Acts is the second volume of a two-volume work. The first is the Gospel of Luke; the second is Acts. Both are addressed to Theophilus and both are traditionally credited to Luke, a physician and traveling companion of Paul. Composition date is debated. Some scholars place it in the mid-60s AD, before Paul's death, because Acts ends with Paul still alive under house arrest. Others place it in the 70s or 80s, after the fall of Jerusalem. The settings move outward in a deliberate arc: Jerusalem, then Judea and Samaria, then Antioch in Syria, then across Asia Minor, then Greece, then finally Rome. The book itself names the program in 1:8: Jerusalem, all Judea, Samaria, and the ends of the earth.

Where in history

Early Roman Empire → Church Expansion

Pentecost to Paul in Rome

  1. AD 30

    Pentecost. The church begins in Jerusalem.

    Fifty days after Passover, the Spirit falls on the gathered believers. Peter preaches; three thousand are baptized. Tiberius is emperor.

  2. AD 49

    Jerusalem Council (Acts 15). Gospel opened to gentiles without circumcision.

    James writes the letter; Paul and Barnabas carry it. The hinge of the book.

  3. AD 62

    Paul under house arrest in Rome. The book ends here.

    Two whole years of teaching unhindered. Whether his trial ended in release or execution, Acts does not say.
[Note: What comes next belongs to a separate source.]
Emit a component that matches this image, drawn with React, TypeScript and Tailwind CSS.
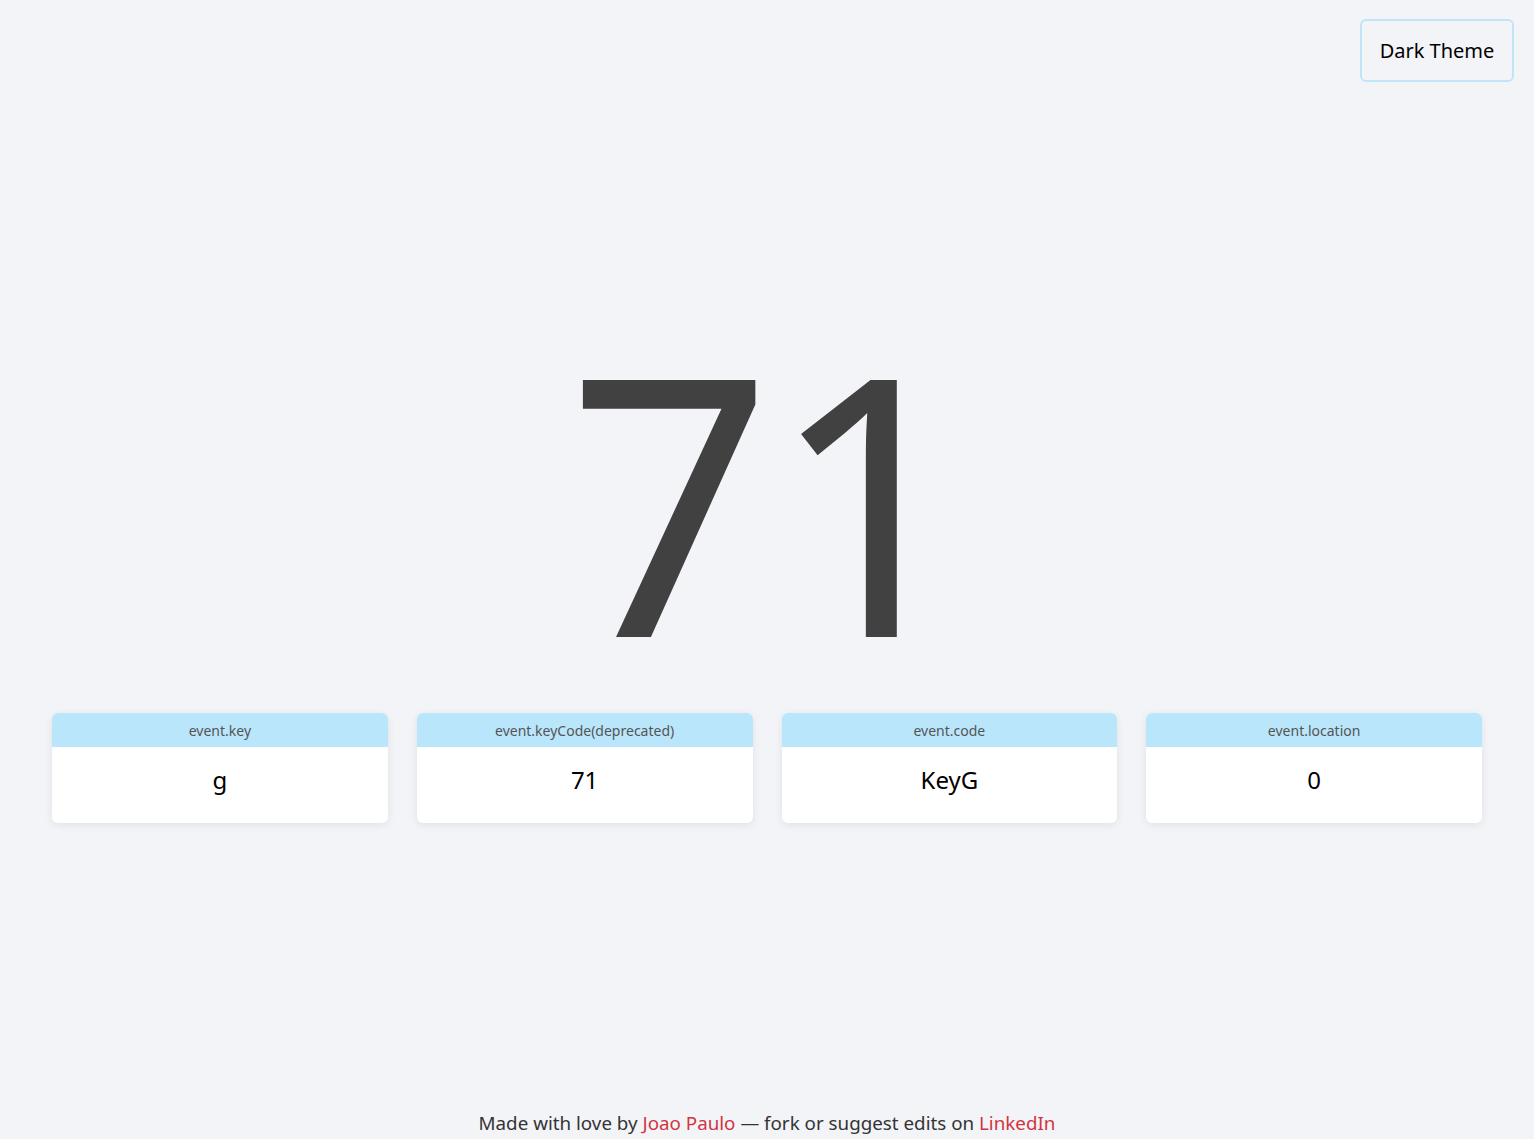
import React from 'react';

const fields = [
  { label: 'event.key', value: 'g' },
  { label: 'event.keyCode(deprecated)', value: '71' },
  { label: 'event.code', value: 'KeyG' },
  { label: 'event.location', value: '0' },
];

export default function App() {
  return (
    <div
      className="min-h-screen h-[1139px] bg-[#f3f4f8] flex flex-col overflow-hidden"
      style={{ fontFamily: '"Noto Sans", "Open Sans", sans-serif' }}
    >
      <div className="flex justify-end pt-[19px] pr-[20px]">
        <button className="w-[154px] h-[63px] rounded-md border-2 border-[#bfe6f8] text-[20px] text-black">
          Dark Theme
        </button>
      </div>

      <div className="flex justify-center mt-[235px] h-[396px]">
        <div className="text-[360px] leading-none text-[#414141] tracking-[-4px] ml-[4px]">71</div>
      </div>

      <div className="grid grid-cols-4 gap-[29px] px-[52px]">
        {fields.map((f) => (
          <div key={f.label} className="bg-white rounded-md overflow-hidden shadow-[0_2px_8px_rgba(0,0,0,0.08)]">
            <div className="h-[34px] bg-[#b9e6fb] flex items-center justify-center text-[14px] text-[#555]">
              {f.label}
            </div>
            <div className="h-[76px] flex items-center justify-center text-[24px] text-black pb-[10px]">
              {f.value}
            </div>
          </div>
        ))}
      </div>

      <div className="mt-auto pb-[2px] text-center text-[18.8px] text-[#333]">
        Made with love by <a className="text-[#d2353f]">Joao Paulo</a> — fork or suggest edits on{' '}
        <a className="text-[#d2353f]">LinkedIn</a>
      </div>
    </div>
  );
}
The amber span: Acts: AD 30 to AD 62.

The big idea

Acts tells the story of the first 30 years of the church. Pentecost, Stephen's martyrdom, Saul's conversion on the Damascus road, Peter's vision in Joppa that opens the gospel to gentiles, the Jerusalem Council that formalizes it, Paul's three missionary journeys, his arrest, his trials before Roman governors and a Herodian king, the shipwreck on Malta, and his arrival in Rome under house arrest. The book is the bridge: it shows how a Jewish messianic movement in Jerusalem became a multi-ethnic global church in Rome. Two structural notes. The geography of Acts 1:8 (Jerusalem, Judea, Samaria, ends of the earth) is the outline. And Peter dominates chapters 1-12; Paul dominates chapters 13-28. The two apostles are deliberately set in parallel, doing similar miracles and giving similar speeches.
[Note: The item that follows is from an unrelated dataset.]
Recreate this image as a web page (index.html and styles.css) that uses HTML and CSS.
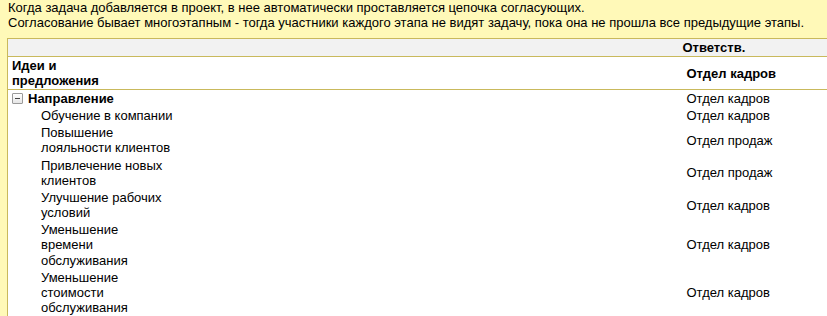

Why this book still matters

Acts is the only New Testament book that tells how the gospel got from Jerusalem to Rome. Without it the epistles float in midair: Romans, Corinthians, Galatians, Philippians, Thessalonians all have their settings in Acts. This is also where Christianity becomes a global story. Acts 10 (Peter and Cornelius), Acts 11 (Antioch as the first mixed church), and Acts 15 (the Jerusalem Council) are the moments the Jesus-movement decides it is for everyone, on no terms but faith. The dynamics of cultural and ethnic boundary-crossing in those chapters are still doing work in every congregation that mixes more than one background. For anyone trying to understand how the church became the church, Acts is the document.

Joel 2:28-32

And it shall come to pass afterward, that I will pour out my spirit upon all flesh; and your sons and your daughters shall prophesy, your old men shall dream dreams, your young men shall see visions: And also upon the servants and upon the handmaids in those days will I pour out my spirit.

~700+ years

Acts 2:16-21

On the morning of Pentecost, with the crowd accusing the disciples of being drunk at nine in the morning, Peter stands up and points to Joel: "This is that which was spoken by the prophet Joel." He quotes the passage almost verbatim to explain what the crowd is seeing.
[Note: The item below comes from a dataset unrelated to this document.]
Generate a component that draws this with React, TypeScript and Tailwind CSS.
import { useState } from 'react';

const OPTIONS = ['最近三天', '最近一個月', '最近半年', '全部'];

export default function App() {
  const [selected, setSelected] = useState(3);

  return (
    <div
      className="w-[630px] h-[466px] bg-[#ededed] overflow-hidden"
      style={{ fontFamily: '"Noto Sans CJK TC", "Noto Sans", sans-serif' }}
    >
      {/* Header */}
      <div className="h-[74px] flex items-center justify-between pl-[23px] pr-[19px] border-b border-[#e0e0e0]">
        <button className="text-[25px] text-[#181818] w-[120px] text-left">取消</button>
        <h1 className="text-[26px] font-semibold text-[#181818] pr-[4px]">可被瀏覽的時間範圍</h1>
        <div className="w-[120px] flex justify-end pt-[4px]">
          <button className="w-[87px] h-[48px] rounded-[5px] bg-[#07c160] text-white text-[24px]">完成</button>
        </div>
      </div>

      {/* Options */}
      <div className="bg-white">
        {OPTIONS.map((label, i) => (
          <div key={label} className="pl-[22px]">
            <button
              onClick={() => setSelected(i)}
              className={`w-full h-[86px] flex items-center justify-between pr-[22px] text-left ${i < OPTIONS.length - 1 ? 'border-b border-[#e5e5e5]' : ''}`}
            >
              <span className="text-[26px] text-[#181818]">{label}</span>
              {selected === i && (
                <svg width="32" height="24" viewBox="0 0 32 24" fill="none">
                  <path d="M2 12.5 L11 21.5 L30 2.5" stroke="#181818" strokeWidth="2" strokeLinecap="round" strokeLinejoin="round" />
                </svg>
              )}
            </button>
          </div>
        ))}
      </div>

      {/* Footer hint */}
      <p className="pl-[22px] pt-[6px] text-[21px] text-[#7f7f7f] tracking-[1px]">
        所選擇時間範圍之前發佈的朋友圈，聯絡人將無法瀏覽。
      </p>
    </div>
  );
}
Acts opens its public ministry by quoting an Old Testament prophet. Peter's choice of Joel sets the program: the Spirit poured out on all flesh, across every social boundary. The rest of Acts is the working out of what that means as the gospel moves from Jerusalem to Rome.

Honest about what's debated

Three honest questions readers still ask. First, how does Acts line up with Paul's own letters? Galatians 1-2 and Acts 15 both describe Paul's visits to Jerusalem, but the sequence is hard to harmonize. Some readers see a tension; others reconcile the accounts as describing different visits or different aspects. Second, who wrote it? Tradition names Luke, Paul's companion, on the strength of the 'we' passages (Acts 16, 20, 21, 27, 28) where the narrator joins Paul's party. Modern scholarship is split between accepting Luke and reading the 'we' passages as a literary device. Third, why does Acts end where it does, with Paul alive in Rome under house arrest? One view: Luke wrote before Paul's death around AD 64, so there was no death to narrate. Another view: the open ending is theological, with the gospel having reached the empire's capital and the story handing off to the reader.

Acts is twenty-eight chapters. The narrative reads fast; you can do the whole book in three or four sittings. The speeches reward slowing down.